Mr. Kumar said that he also buys stocks and does his trading in multiples of 54, or at least in amounts containing the digits one, zero and eight. "It's worked so far."
KUMAR'S PATH
Vikram Kumar was born near Buffalo, NY, where he lived with his mother and neurosurgeon father until the age of 10, when his father decided to take the family back to New Delhi. Vikram's grandfather had built a medical clinic there years ago, and his family now lives in the building, which currently houses a small pain clinic recently established by Vikram's father.
After a year of study at IIT, Mr. Kumar transferred to Columbia University, where he worked in computational neuroscience with Professor Rafael Yuste. The two developed a software program that traces neuronal patterns in the brain. They hope to patent that program, and to use it in the stock markets or in genomic research, two other areas where uncovering hidden correlations could be useful and lucrative.
Kumar chose medical school in the HST program because it fit his interests to a T. This summer he'll begin doing research with Professor Alexander Pentland in MIT's Media Lab.
"It was perfect. I'm an engineer and I want to do medicine," he said. "The quality of things being done here blows my mind."
While he doesn't know yet which aspect of medicine most appeals to him ("wherever my research fits in best"), he shows a remarkable concern for the feelings of the sick.
"How people heal is directly related to how they feel [about the process]," he said. "Right now patients have no control. They play the smallest role in their healing and they should play the largest role." He hopes that his research in wearable computers with Professor Pentland will bring comfort to patients and their families.
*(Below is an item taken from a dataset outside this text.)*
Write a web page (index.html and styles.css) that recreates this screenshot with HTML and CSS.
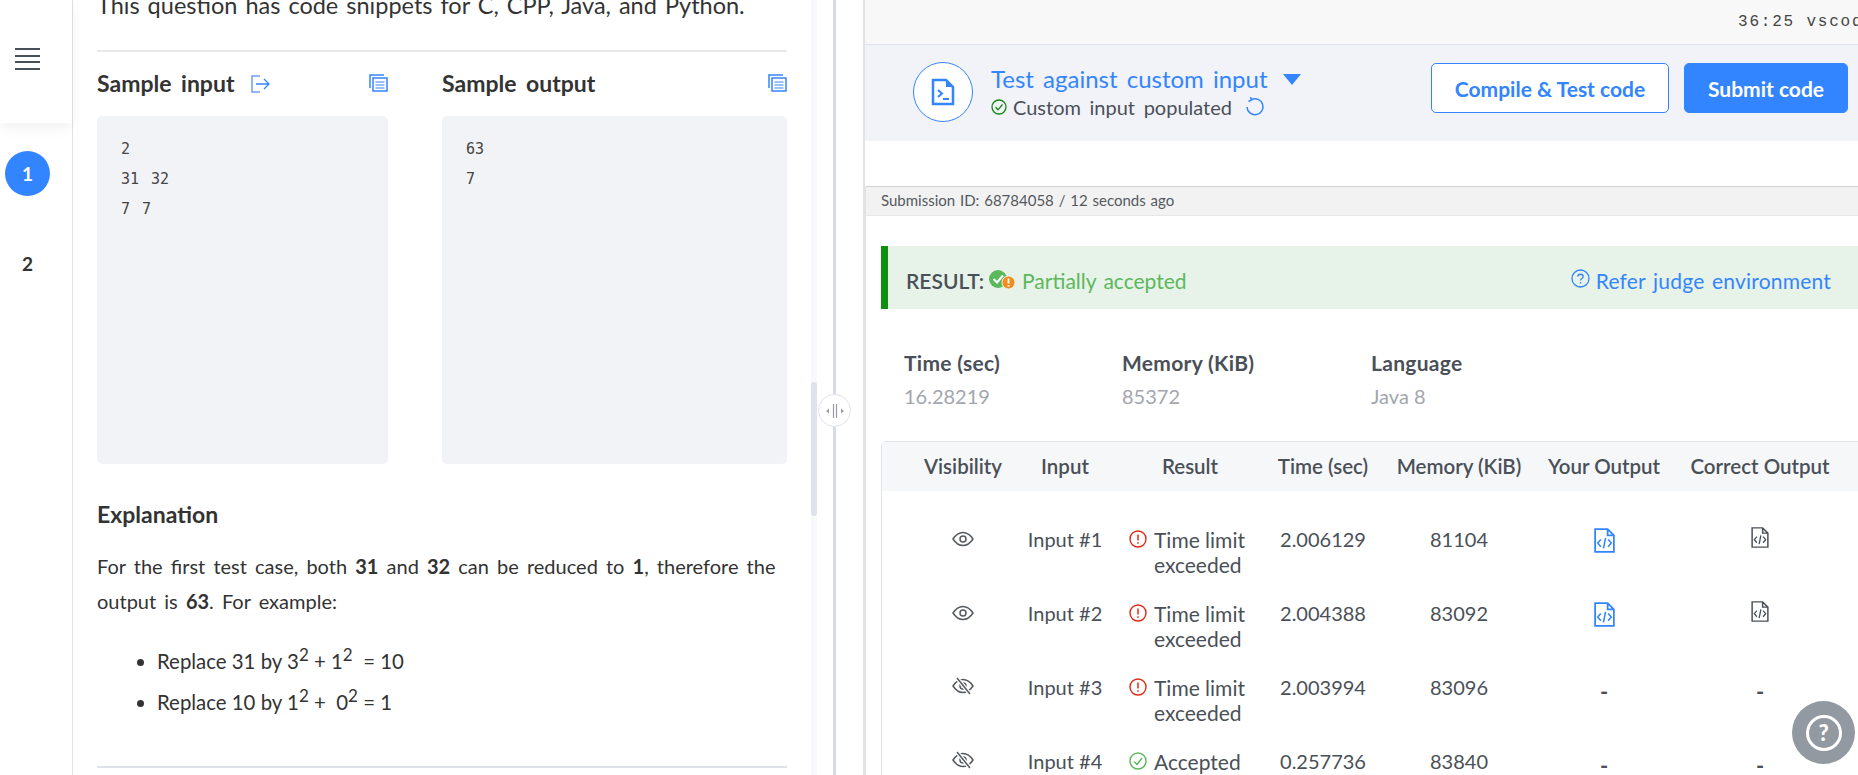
FILE: index.html
```html
<!DOCTYPE html>
<html lang="en">
<head>
    <meta charset="UTF-8">
    <title>Submission result</title>
    <link rel="stylesheet" href="styles.css">
</head>
<body>
    <svg class="defs" width="0" height="0">
        <symbol id="eye" viewBox="0 0 22 16">
            <path d="M1 8C4 3.500 7.300 1.500 11 1.500S18 3.500 21 8C18 12.500 14.700 14.500 11 14.500S4 12.500 1 8Z" fill="none" stroke="currentColor" stroke-width="1.500"/>
            <circle cx="11" cy="8" r="3" fill="none" stroke="currentColor" stroke-width="1.500"/>
        </symbol>
        <symbol id="eye-off" viewBox="0 0 22 18">
            <path d="M1 9C4 4.500 7.300 2.500 11 2.500S18 4.500 21 9C18 13.500 14.700 15.500 11 15.500S4 13.500 1 9Z" fill="none" stroke="currentColor" stroke-width="1.500"/>
            <circle cx="11" cy="9" r="3" fill="none" stroke="currentColor" stroke-width="1.500"/>
            <path d="M5 1L18 17" stroke="#fff" stroke-width="4"/>
            <path d="M5 1L18 17" stroke="currentColor" stroke-width="1.500"/>
        </symbol>
        <symbol id="alert" viewBox="0 0 18 18">
            <circle cx="9" cy="9" r="8" fill="none" stroke="#e02b14" stroke-width="1.400"/>
            <path d="M9 4.500V10.500M9 12.300V13.700" stroke="#e02b14" stroke-width="1.500"/>
        </symbol>
        <symbol id="ok" viewBox="0 0 18 18">
            <circle cx="9" cy="9" r="8" fill="none" stroke="#5cb85c" stroke-width="1.400"/>
            <path d="M5 9.500L8 12.500L13 6" fill="none" stroke="#5cb85c" stroke-width="1.400"/>
        </symbol>
        <symbol id="doc-code" viewBox="0 0 20 24">
            <path d="M1 1H13L19 7V23H1Z M13 1V7H19" fill="none" stroke="currentColor" stroke-width="1.700"/>
            <path d="M6.500 11L3.500 14.500L6.500 18M13.500 11L16.500 14.500L13.500 18M11 9.500L9 19.500" fill="none" stroke="currentColor" stroke-width="1.500"/>
        </symbol>
        <symbol id="copy" viewBox="0 0 19 18">
            <path d="M1 14V1H15" fill="none" stroke="currentColor" stroke-width="1.500"/>
            <path d="M4 4H18V17H4Z" fill="none" stroke="currentColor" stroke-width="1.500"/>
            <path d="M6.500 8H15.500M6.500 11H15.500M6.500 14H15.500" stroke="currentColor" stroke-width="1.200"/>
        </symbol>
    </svg>

    <div class="page">
        <nav class="rail">
            <div class="rail-top">
                <div class="burger"><span></span><span></span><span></span><span></span></div>
            </div>
            <div class="rail-num active">1</div>
            <div class="rail-num">2</div>
        </nav>

        <section class="problem">
            <p class="intro">This question has code snippets for C, CPP, Java, and Python.</p>
            <hr class="rule">
            <div class="samples">
                <div class="sample sample-in">
                    <div class="sample-head">
                        <h3>Sample input</h3>
                        <svg class="open-icon" width="20" height="18" viewBox="0 0 20 18">
                            <path d="M9 1H1V17H9" fill="none" stroke="#6f9cff" stroke-width="1.500"/>
                            <path d="M5 9H18M13 4L18 9L13 14" fill="none" stroke="#3385ff" stroke-width="1.300"/>
                        </svg>
                        <svg class="copy-icon" width="19" height="18"><use href="#copy"/></svg>
                    </div>
                    <pre class="sample-box">2
31 32
7 7</pre>
                </div>
                <div class="sample sample-out">
                    <div class="sample-head">
                        <h3>Sample output</h3>
                        <svg class="copy-icon" width="19" height="18"><use href="#copy"/></svg>
                    </div>
                    <pre class="sample-box">63
7</pre>
                </div>
            </div>
            <h3 class="explain-title">Explanation</h3>
            <p class="explain">For the first test case, both <b>31</b> and <b>32</b> can be reduced to <b>1</b>, therefore the output is <b>63</b>. For example:</p>
            <ul class="steps">
                <li>Replace 31 by 3<sup>2</sup> + 1<sup>2</sup> &nbsp;= 10</li>
                <li>Replace 10 by 1<sup>2</sup> + &nbsp;0<sup>2</sup> = 1</li>
            </ul>
            <hr class="rule rule-end">
        </section>

        <div class="scrollbar"><div class="thumb"></div></div>

        <div class="divider">
            <div class="handle">
                <svg width="22" height="16" viewBox="0 0 22 16">
                    <path d="M9.500 1V15M12.500 1V15" stroke="#9a9da3" stroke-width="1.200"/>
                    <path d="M2 8L5 5.500V10.500ZM20 8L17 5.500V10.500Z" fill="#9a9da3"/>
                </svg>
            </div>
        </div>

        <main class="editor">
            <div class="status-bar"><span class="status-text">36:25 vscode</span></div>
            <div class="toolbar">
                <div class="term-circle">
                    <svg width="24" height="28" viewBox="0 0 24 28">
                        <path d="M2 2H15L22 9V26H2Z" fill="none" stroke="#3385ff" stroke-width="2.500"/>
                        <path d="M15 2V9H22" fill="#3385ff"/>
                        <path d="M7 12L11 15.500L7 19" fill="none" stroke="#3385ff" stroke-width="2"/>
                        <path d="M12 21H18" stroke="#3385ff" stroke-width="2"/>
                    </svg>
                </div>
                <div class="custom">
                    <div class="custom-title">Test against custom input <span class="caret"></span></div>
                    <div class="custom-sub">
                        <svg class="custom-ok" width="16" height="16" viewBox="0 0 16 16">
                            <circle cx="8" cy="8" r="7" fill="none" stroke="#128a12" stroke-width="1.300"/>
                            <path d="M4.500 8.300L7 10.800L11.500 5.500" fill="none" stroke="#128a12" stroke-width="1.300"/>
                        </svg>
                        Custom input populated
                        <svg class="reset" width="20" height="20" viewBox="0 0 20 20">
                            <path d="M6.500 2.500A8 8 0 1 1 2 10" fill="none" stroke="#3385ff" stroke-width="1.500"/>
                            <path d="M5.500 0L6.500 2.800L3.500 4.500" fill="none" stroke="#3385ff" stroke-width="1.500"/>
                        </svg>
                    </div>
                </div>
                <button class="btn btn-outline">Compile &amp; Test code</button>
                <button class="btn btn-solid">Submit code</button>
            </div>

            <div class="submission">
                <div class="submission-head">Submission ID: 68784058 / 12 seconds ago</div>
                <div class="result-bar">
                    <span class="result-label">RESULT:</span>
                    <svg class="result-icon" width="26" height="20" viewBox="0 0 26 20">
                        <circle cx="9" cy="9" r="9" fill="#5cb85c"/>
                        <path d="M4.500 9L8 12.500L14 5.500" fill="none" stroke="#fff" stroke-width="2.200"/>
                        <circle cx="19.500" cy="12.500" r="6.500" fill="#f58a1f" stroke="#e7f2e8" stroke-width="1"/>
                        <path d="M19.500 8.500V13.500M19.500 15V16.500" stroke="#fff" stroke-width="1.800"/>
                    </svg>
                    <span class="result-text">Partially accepted</span>
                    <a class="judge">
                        <svg width="19" height="19" viewBox="0 0 19 19">
                            <circle cx="9.500" cy="9.500" r="8.500" fill="none" stroke="#3385ff" stroke-width="1.300"/>
                            <path d="M6.800 7.500C6.800 4.500 12.200 4.500 12.200 7.500C12.200 9.500 9.500 9.500 9.500 11.500M9.500 13V14.500" fill="none" stroke="#3385ff" stroke-width="1.300"/>
                        </svg>
                        Refer judge environment
                    </a>
                </div>

                <div class="stats">
                    <div class="stat stat-time"><div class="stat-label">Time (sec)</div><div class="stat-value">16.28219</div></div>
                    <div class="stat stat-mem"><div class="stat-label">Memory (KiB)</div><div class="stat-value">85372</div></div>
                    <div class="stat"><div class="stat-label">Language</div><div class="stat-value">Java 8</div></div>
                </div>

                <div class="cases">
                    <div class="row row-head">
                        <div>Visibility</div><div>Input</div><div>Result</div><div>Time (sec)</div><div>Memory (KiB)</div><div>Your Output</div><div>Correct Output</div>
                    </div>
                    <div class="row">
                        <div><svg class="vis" width="22" height="16"><use href="#eye"/></svg></div>
                        <div>Input #1</div>
                        <div class="verdict"><svg width="18" height="18"><use href="#alert"/></svg><span>Time limit exceeded</span></div>
                        <div>2.006129</div><div>81104</div>
                        <div><svg class="doc doc-blue" width="21" height="25"><use href="#doc-code"/></svg></div>
                        <div><svg class="doc" width="18" height="21"><use href="#doc-code"/></svg></div>
                    </div>
                    <div class="row">
                        <div><svg class="vis" width="22" height="16"><use href="#eye"/></svg></div>
                        <div>Input #2</div>
                        <div class="verdict"><svg width="18" height="18"><use href="#alert"/></svg><span>Time limit exceeded</span></div>
                        <div>2.004388</div><div>83092</div>
                        <div><svg class="doc doc-blue" width="21" height="25"><use href="#doc-code"/></svg></div>
                        <div><svg class="doc" width="18" height="21"><use href="#doc-code"/></svg></div>
                    </div>
                    <div class="row">
                        <div><svg class="vis" width="22" height="18"><use href="#eye-off"/></svg></div>
                        <div>Input #3</div>
                        <div class="verdict"><svg width="18" height="18"><use href="#alert"/></svg><span>Time limit exceeded</span></div>
                        <div>2.003994</div><div>83096</div>
                        <div class="dash">-</div><div class="dash">-</div>
                    </div>
                    <div class="row">
                        <div><svg class="vis" width="22" height="18"><use href="#eye-off"/></svg></div>
                        <div>Input #4</div>
                        <div class="verdict"><svg width="18" height="18"><use href="#ok"/></svg><span>Accepted</span></div>
                        <div>0.257736</div><div>83840</div>
                        <div class="dash">-</div><div class="dash">-</div>
                    </div>
                </div>
            </div>
        </main>
    </div>

    <div class="help"><span>?</span></div>
</body>
</html>
```

FILE: styles.css
```css
* {
    box-sizing: border-box;
}
html, body {
    margin: 0;
    height: 100%;
    overflow: hidden;
    background: #fff;
    font-family: Lato, "Open Sans", sans-serif;
    color: #333;
}
.defs {
    position: absolute;
}
.page {
    display: flex;
    height: 775px;
    overflow: hidden;
}

/* left rail */
.rail {
    width: 73px;
    flex: none;
    border-right: 1px solid #dfe2ea;
}
.rail-top {
    height: 123px;
    padding: 48px 15px 0;
    box-shadow: 0 6px 12px rgba(0, 0, 0, 0.05);
}
.burger span {
    display: block;
    height: 2px;
    width: 25px;
    background: #4a5058;
    margin-bottom: 4.500px;
}
.rail-num {
    width: 45px;
    height: 45px;
    margin: 28px 0 0 5px;
    border-radius: 50%;
    display: flex;
    align-items: center;
    justify-content: center;
    font-size: 19px;
    font-weight: 700;
}
.rail-num + .rail-num {
    margin-top: 45px;
}
.rail-num.active {
    background: #3385ff;
    color: #fff;
}

/* problem panel */
.problem {
    width: 738px;
    flex: none;
    padding: 0 24px;
    overflow: hidden;
}
.intro {
    margin: -12px 0 27px;
    font-size: 23.500px;
    line-height: 35px;
    word-spacing: 2px;
    white-space: nowrap;
}
.rule {
    border: 0;
    height: 2px;
    margin: 0;
    background: #e8e8e8;
}
.samples {
    display: flex;
    gap: 54px;
}
.sample-in {
    width: 291px;
}
.sample-out {
    width: 345px;
}
.sample {
    flex: none;
}
.sample-head {
    height: 64px;
    display: flex;
    align-items: center;
    gap: 17px;
    padding-bottom: 2px;
}
h3 {
    margin: 0;
    font-size: 23px;
    font-weight: 700;
    color: #333;
}
.sample-head h3 {
    word-spacing: 4px;
}
.open-icon {
    margin-top: 1px;
}
.copy-icon {
    margin-left: auto;
    color: #3385ff;
}
.sample-box {
    margin: 0;
    height: 348px;
    padding: 18px 24px;
    border-radius: 5px;
    background: #f2f3f7;
    font-family: "DejaVu Sans Mono", monospace;
    font-size: 15px;
    line-height: 30px;
    color: #444;
    word-spacing: 3px;
}
.explain-title {
    margin-top: 34px;
    line-height: 32px;
}
.explain {
    margin: 19px 0 0;
    font-size: 20px;
    line-height: 35px;
    word-spacing: 3px;
}
.steps {
    margin: 22px 0 0;
    padding-left: 60px;
    font-size: 20.400px;
    line-height: 41px;
}
.steps sup {
    line-height: 0;
    font-size: 17px;
    vertical-align: 8px;
}
.rule-end {
    margin-top: 43px;
    background: #dfe2ea;
}

/* scrollbar and splitter */
.scrollbar {
    width: 6px;
    flex: none;
    background: #f8f9fb;
    padding-top: 382px;
}
.thumb {
    height: 134px;
    border-radius: 3px;
    background: #dfe2ea;
}
.divider {
    width: 46px;
    flex: none;
    position: relative;
    background: linear-gradient(#d8dbe6, #d8dbe6) 16px 0 / 3px 100% no-repeat;
}
.handle {
    position: absolute;
    left: 1px;
    top: 394px;
    width: 33px;
    height: 33px;
    border: 1px solid #dfe2ea;
    border-radius: 50%;
    background: #fff;
    display: flex;
    align-items: center;
    justify-content: center;
}

/* right side */
.editor {
    flex: 1;
    min-width: 0;
    border-left: 2px solid #e2e2e6;
}
.status-bar {
    height: 45px;
    background: #f8f8f8;
    border-bottom: 1px solid #dfe2f0;
    padding: 10px 0 0 873px;
    white-space: nowrap;
    overflow: hidden;
}
.status-text {
    font-family: "Liberation Mono", monospace;
    font-size: 16px;
    letter-spacing: 1.800px;
    color: #444;
}
.toolbar {
    height: 96px;
    background: #f2f3f8;
    display: flex;
    align-items: center;
    padding: 0 10px 2px 48px;
}
.term-circle {
    width: 60px;
    height: 60px;
    border: 1px solid #3385ff;
    border-radius: 50%;
    background: #fff;
    display: flex;
    align-items: center;
    justify-content: center;
    flex: none;
}
.custom {
    margin-left: 18px;
    flex: 1;
}
.custom-title {
    font-size: 24px;
    line-height: 26px;
    color: #3385ff;
    word-spacing: 3px;
    display: flex;
    align-items: center;
    gap: 15px;
}
.caret {
    width: 0;
    height: 0;
    margin-top: 2px;
    border-left: 9px solid transparent;
    border-right: 9px solid transparent;
    border-top: 11px solid #3385ff;
}
.custom-sub {
    font-size: 20px;
    line-height: 24px;
    color: #4a5058;
    display: flex;
    align-items: center;
    gap: 6px;
    word-spacing: 3.500px;
    margin-top: 3px;
}
.reset {
    margin-left: 7px;
}
.btn {
    align-self: flex-start;
    margin-top: 18px;
    height: 50px;
    border-radius: 5px;
    font-family: inherit;
    font-size: 21px;
    font-weight: 700;
    border: 1px solid #3385ff;
    flex: none;
}
.btn-outline {
    width: 238px;
    background: #fff;
    color: #3385ff;
}
.btn-solid {
    width: 164px;
    margin-left: 15px;
    background: #3385ff;
    color: #fff;
}

/* submission card */
.submission {
    margin-top: 45px;
    border-left: 1px solid #e2e2e6;
}
.submission-head {
    height: 30px;
    background: #f2f2f2;
    border-top: 1px solid #d4d4d4;
    border-bottom: 1px solid #e6e6e6;
    padding-left: 15px;
    font-size: 15px;
    line-height: 27px;
    color: #55595f;
    word-spacing: 1px;
}
.result-bar {
    height: 63px;
    margin: 30px 0 0 15px;
    background: #e7f2e8;
    border-left: 7px solid #0e8f0e;
    display: flex;
    align-items: center;
    padding: 5px 27px 0 18px;
    font-size: 21px;
}
.result-label {
    font-weight: 600;
    color: #4a5058;
}
.result-icon {
    margin: -1px 7px 0 5px;
}
.result-text {
    color: #5cb85c;
    word-spacing: 2px;
}
.judge {
    margin-left: auto;
    display: flex;
    align-items: center;
    gap: 6px;
    color: #3385ff;
    word-spacing: 2px;
    letter-spacing: 0.200px;
}
.judge svg {
    margin-top: -3px;
}
.stats {
    display: flex;
    padding: 43px 0 0 38px;
}
.stat {
    font-size: 20px;
}
.stat-time {
    width: 218px;
}
.stat-mem {
    width: 249px;
}
.stat-label {
    font-size: 21px;
    letter-spacing: 0.300px;
    font-weight: 700;
    color: #4a5058;
    line-height: 22px;
}
.stat-value {
    color: #a3a6ad;
    line-height: 22px;
    margin-top: 11px;
}

/* test cases table */
.cases {
    margin: 34px 0 0 15px;
    border: 1px solid #dfe2ea;
    border-right: 0;
    border-bottom: 0;
    border-radius: 5px 0 0 0;
    font-size: 20px;
    color: #4a5058;
}
.row {
    display: grid;
    grid-template-columns: 92px 112px 138px 128px 144px 146px 166px;
    padding-left: 35px;
    text-align: center;
    height: 74px;
    line-height: 25px;
}
.row-head {
    height: 49px;
    line-height: 48px;
    background: #f6f7f9;
    font-size: 20.500px;
    font-weight: 600;
    margin-bottom: 36px;
}
.vis {
    margin-top: 1px;
    color: #555a60;
}
.doc {
    color: #4a5058;
}
.doc-blue {
    color: #3385ff;
    margin-top: 1px;
}
.verdict {
    display: flex;
    gap: 7px;
    text-align: left;
    padding-left: 8px;
    font-size: 21px;
}
.verdict svg {
    flex: none;
    margin-top: 3px;
}
.verdict span {
    width: 100px;
}
.dash {
    padding-top: 4px;
    font-weight: 700;
    font-size: 22px;
}

/* help button */
.help {
    position: absolute;
    left: 1792px;
    top: 701px;
    width: 63px;
    height: 63px;
    border-radius: 50%;
    background: #9299a1;
    display: flex;
    align-items: center;
    justify-content: center;
}
.help span {
    width: 36px;
    height: 36px;
    border: 3px solid #fff;
    border-radius: 50%;
    color: #fff;
    font-size: 22px;
    font-weight: 900;
    line-height: 30px;
    text-align: center;
}
```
"I want to use technology to humanize medicine," he said.
OTHER SOROS FELLOWS AT MIT
The Soros Fellowships are awarded annually by the Paul and Daisy Soros Foundation to 30 accomplished young immigrants (or children of immigrants) to the United States.
Ngoc Phan, another 23-year-old medical student in the HST program, is also one of this year's Soros Fellows. Ms. Phan is a 1998 graduate of the University of California at Davis, earning a BSc summa cum laude in neurobiology, physiology and behavior.
Ms. Phan's family left their home in NaDang, Vietnam, joining the exodus of "boat people" from that country in 1980. Robbed by Thai pirates and left adrift, the family finally reached Hong Kong and later moved to San Diego. As a child, Ms. Phan earned money by gathering cans and newspapers for recycling; she later graduated from an inner-city high school and went on to UC San Diego, where she became leader of two women's honor societies and completed an honors thesis.
Alexander Akheizer, a third year graduate student in chemistry, was named a Soros Fellow last year. Mr. Akheizer, who works with Professor Jun Liu at the Center for Cancer Research, immigrated with his family from the Soviet Union in 1993.
The 28-year-old native of Kharkov, Ukraine studied physics at Kharkov University before completing his degree in biochemistry summa cum laude at New York University. Winning the Soros Fellowship, exposed him to a "wealth of other immigration experiences, sometimes quite drastically different from a relatively straight-forward road to American citizenship that I enjoyed" as a Soviet Jew, he said.
Ha Yan Lee, another of this year's Soros Fellows, has been accepted for entry in 2000 to the graduate program in economics at MIT.